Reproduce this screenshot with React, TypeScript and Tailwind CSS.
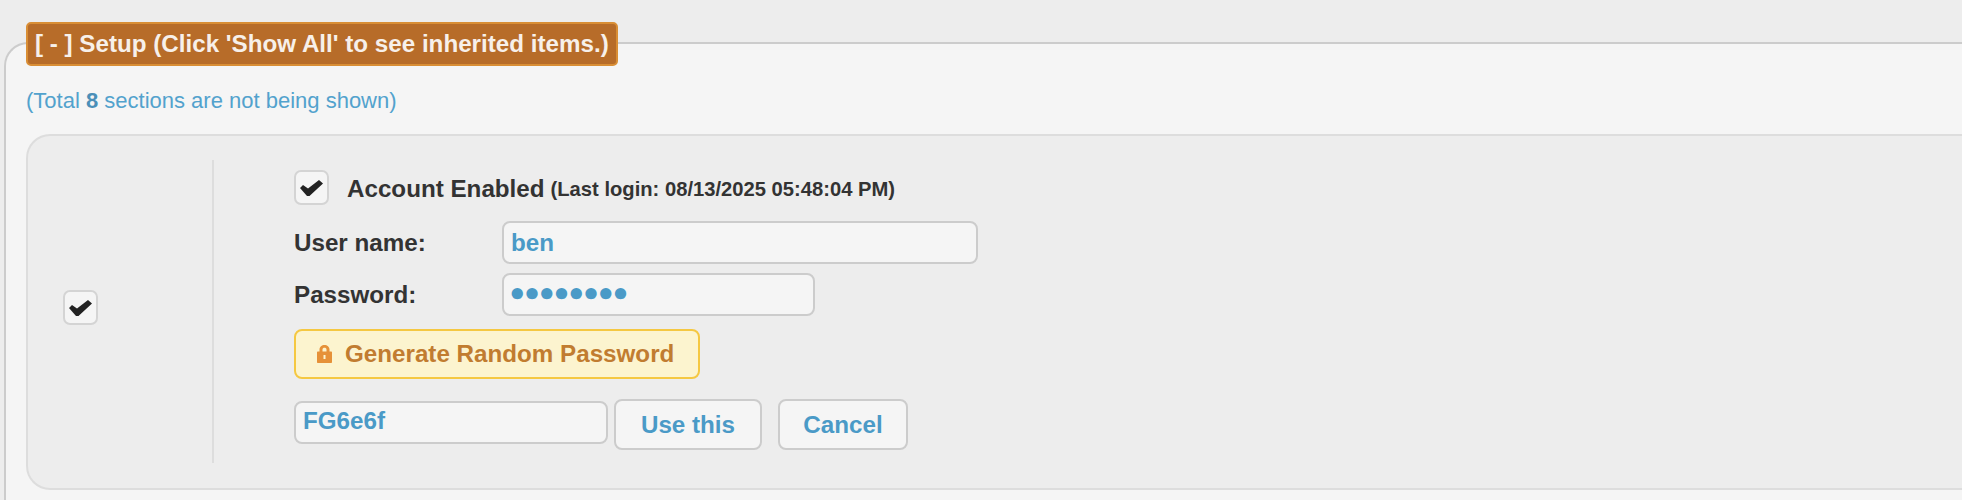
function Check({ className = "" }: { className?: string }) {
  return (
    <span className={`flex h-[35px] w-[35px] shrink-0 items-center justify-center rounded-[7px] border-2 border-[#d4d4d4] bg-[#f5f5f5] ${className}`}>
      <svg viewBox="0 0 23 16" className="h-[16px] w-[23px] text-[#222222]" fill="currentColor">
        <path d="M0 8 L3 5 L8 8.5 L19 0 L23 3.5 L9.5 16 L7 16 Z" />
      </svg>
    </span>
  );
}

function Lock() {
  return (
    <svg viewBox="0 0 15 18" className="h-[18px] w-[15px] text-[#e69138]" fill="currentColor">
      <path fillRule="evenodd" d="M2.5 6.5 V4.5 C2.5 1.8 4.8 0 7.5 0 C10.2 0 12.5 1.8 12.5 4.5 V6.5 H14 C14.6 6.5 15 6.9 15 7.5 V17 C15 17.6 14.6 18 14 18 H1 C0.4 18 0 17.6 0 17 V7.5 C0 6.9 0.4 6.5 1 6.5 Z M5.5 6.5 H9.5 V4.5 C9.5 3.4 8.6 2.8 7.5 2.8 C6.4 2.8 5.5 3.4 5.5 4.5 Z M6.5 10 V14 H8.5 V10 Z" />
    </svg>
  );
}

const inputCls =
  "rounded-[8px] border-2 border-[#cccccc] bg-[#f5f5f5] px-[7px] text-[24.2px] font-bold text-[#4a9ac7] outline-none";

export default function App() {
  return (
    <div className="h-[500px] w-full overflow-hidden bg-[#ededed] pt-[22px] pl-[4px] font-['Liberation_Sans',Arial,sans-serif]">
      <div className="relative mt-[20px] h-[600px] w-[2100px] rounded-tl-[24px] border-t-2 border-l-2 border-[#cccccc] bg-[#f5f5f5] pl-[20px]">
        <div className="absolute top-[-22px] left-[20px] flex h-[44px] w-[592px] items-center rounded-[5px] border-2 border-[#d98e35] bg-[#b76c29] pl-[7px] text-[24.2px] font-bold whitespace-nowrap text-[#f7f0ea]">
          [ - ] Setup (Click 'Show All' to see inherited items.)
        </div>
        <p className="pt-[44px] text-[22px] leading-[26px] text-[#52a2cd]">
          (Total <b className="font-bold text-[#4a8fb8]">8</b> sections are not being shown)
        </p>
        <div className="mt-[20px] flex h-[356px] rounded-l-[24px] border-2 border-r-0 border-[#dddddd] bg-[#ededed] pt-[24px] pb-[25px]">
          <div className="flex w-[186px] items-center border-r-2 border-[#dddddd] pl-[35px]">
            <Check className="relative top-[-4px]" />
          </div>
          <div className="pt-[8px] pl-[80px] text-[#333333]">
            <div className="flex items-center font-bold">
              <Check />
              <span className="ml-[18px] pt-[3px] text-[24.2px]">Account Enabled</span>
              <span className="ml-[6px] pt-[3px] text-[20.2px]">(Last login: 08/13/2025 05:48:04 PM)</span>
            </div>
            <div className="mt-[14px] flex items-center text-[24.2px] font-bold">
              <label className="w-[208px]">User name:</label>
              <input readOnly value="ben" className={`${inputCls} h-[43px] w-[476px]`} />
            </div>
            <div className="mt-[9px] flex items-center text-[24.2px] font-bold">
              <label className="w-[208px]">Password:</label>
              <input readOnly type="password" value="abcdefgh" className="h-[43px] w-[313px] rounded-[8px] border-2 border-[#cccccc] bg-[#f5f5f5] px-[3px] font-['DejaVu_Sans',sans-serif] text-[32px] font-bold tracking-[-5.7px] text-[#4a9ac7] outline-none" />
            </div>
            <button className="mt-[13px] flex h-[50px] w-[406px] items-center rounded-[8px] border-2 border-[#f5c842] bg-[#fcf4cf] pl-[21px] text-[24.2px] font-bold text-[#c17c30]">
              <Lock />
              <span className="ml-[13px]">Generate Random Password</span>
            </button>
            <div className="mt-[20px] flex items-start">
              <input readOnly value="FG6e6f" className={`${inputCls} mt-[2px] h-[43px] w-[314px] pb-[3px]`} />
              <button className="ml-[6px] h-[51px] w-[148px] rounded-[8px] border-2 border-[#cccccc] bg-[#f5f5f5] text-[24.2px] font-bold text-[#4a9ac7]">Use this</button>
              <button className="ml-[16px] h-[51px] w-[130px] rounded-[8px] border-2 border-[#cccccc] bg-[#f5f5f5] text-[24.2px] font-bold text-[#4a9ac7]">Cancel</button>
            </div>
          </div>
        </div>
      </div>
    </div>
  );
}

- **Written request**:
Reproduce all of the data exactly, omitting each picture it holds.

- **Problem solution**:
Reproduce this screenshot with React, TypeScript and Tailwind CSS.
function Check({ className = "" }: { className?: string }) {
  return (
    <span className={`flex h-[35px] w-[35px] shrink-0 items-center justify-center rounded-[7px] border-2 border-[#d4d4d4] bg-[#f5f5f5] ${className}`}>
      <svg viewBox="0 0 23 16" className="h-[16px] w-[23px] text-[#222222]" fill="currentColor">
        <path d="M0 8 L3 5 L8 8.5 L19 0 L23 3.5 L9.5 16 L7 16 Z" />
      </svg>
    </span>
  );
}

function Lock() {
  return (
    <svg viewBox="0 0 15 18" className="h-[18px] w-[15px] text-[#e69138]" fill="currentColor">
      <path fillRule="evenodd" d="M2.5 6.5 V4.5 C2.5 1.8 4.8 0 7.5 0 C10.2 0 12.5 1.8 12.5 4.5 V6.5 H14 C14.6 6.5 15 6.9 15 7.5 V17 C15 17.6 14.6 18 14 18 H1 C0.4 18 0 17.6 0 17 V7.5 C0 6.9 0.4 6.5 1 6.5 Z M5.5 6.5 H9.5 V4.5 C9.5 3.4 8.6 2.8 7.5 2.8 C6.4 2.8 5.5 3.4 5.5 4.5 Z M6.5 10 V14 H8.5 V10 Z" />
    </svg>
  );
}

const inputCls =
  "rounded-[8px] border-2 border-[#cccccc] bg-[#f5f5f5] px-[7px] text-[24.2px] font-bold text-[#4a9ac7] outline-none";

export default function App() {
  return (
    <div className="h-[500px] w-full overflow-hidden bg-[#ededed] pt-[22px] pl-[4px] font-['Liberation_Sans',Arial,sans-serif]">
      <div className="relative mt-[20px] h-[600px] w-[2100px] rounded-tl-[24px] border-t-2 border-l-2 border-[#cccccc] bg-[#f5f5f5] pl-[20px]">
        <div className="absolute top-[-22px] left-[20px] flex h-[44px] w-[592px] items-center rounded-[5px] border-2 border-[#d98e35] bg-[#b76c29] pl-[7px] text-[24.2px] font-bold whitespace-nowrap text-[#f7f0ea]">
          [ - ] Setup (Click 'Show All' to see inherited items.)
        </div>
        <p className="pt-[44px] text-[22px] leading-[26px] text-[#52a2cd]">
          (Total <b className="font-bold text-[#4a8fb8]">8</b> sections are not being shown)
        </p>
        <div className="mt-[20px] flex h-[356px] rounded-l-[24px] border-2 border-r-0 border-[#dddddd] bg-[#ededed] pt-[24px] pb-[25px]">
          <div className="flex w-[186px] items-center border-r-2 border-[#dddddd] pl-[35px]">
            <Check className="relative top-[-4px]" />
          </div>
          <div className="pt-[8px] pl-[80px] text-[#333333]">
            <div className="flex items-center font-bold">
              <Check />
              <span className="ml-[18px] pt-[3px] text-[24.2px]">Account Enabled</span>
              <span className="ml-[6px] pt-[3px] text-[20.2px]">(Last login: 08/13/2025 05:48:04 PM)</span>
            </div>
            <div className="mt-[14px] flex items-center text-[24.2px] font-bold">
              <label className="w-[208px]">User name:</label>
              <input readOnly value="ben" className={`${inputCls} h-[43px] w-[476px]`} />
            </div>
            <div className="mt-[9px] flex items-center text-[24.2px] font-bold">
              <label className="w-[208px]">Password:</label>
              <input readOnly type="password" value="abcdefgh" className="h-[43px] w-[313px] rounded-[8px] border-2 border-[#cccccc] bg-[#f5f5f5] px-[3px] font-['DejaVu_Sans',sans-serif] text-[32px] font-bold tracking-[-5.7px] text-[#4a9ac7] outline-none" />
            </div>
            <button className="mt-[13px] flex h-[50px] w-[406px] items-center rounded-[8px] border-2 border-[#f5c842] bg-[#fcf4cf] pl-[21px] text-[24.2px] font-bold text-[#c17c30]">
              <Lock />
              <span className="ml-[13px]">Generate Random Password</span>
            </button>
            <div className="mt-[20px] flex items-start">
              <input readOnly value="FG6e6f" className={`${inputCls} mt-[2px] h-[43px] w-[314px] pb-[3px]`} />
              <button className="ml-[6px] h-[51px] w-[148px] rounded-[8px] border-2 border-[#cccccc] bg-[#f5f5f5] text-[24.2px] font-bold text-[#4a9ac7]">Use this</button>
              <button className="ml-[16px] h-[51px] w-[130px] rounded-[8px] border-2 border-[#cccccc] bg-[#f5f5f5] text-[24.2px] font-bold text-[#4a9ac7]">Cancel</button>
            </div>
          </div>
        </div>
      </div>
    </div>
  );
}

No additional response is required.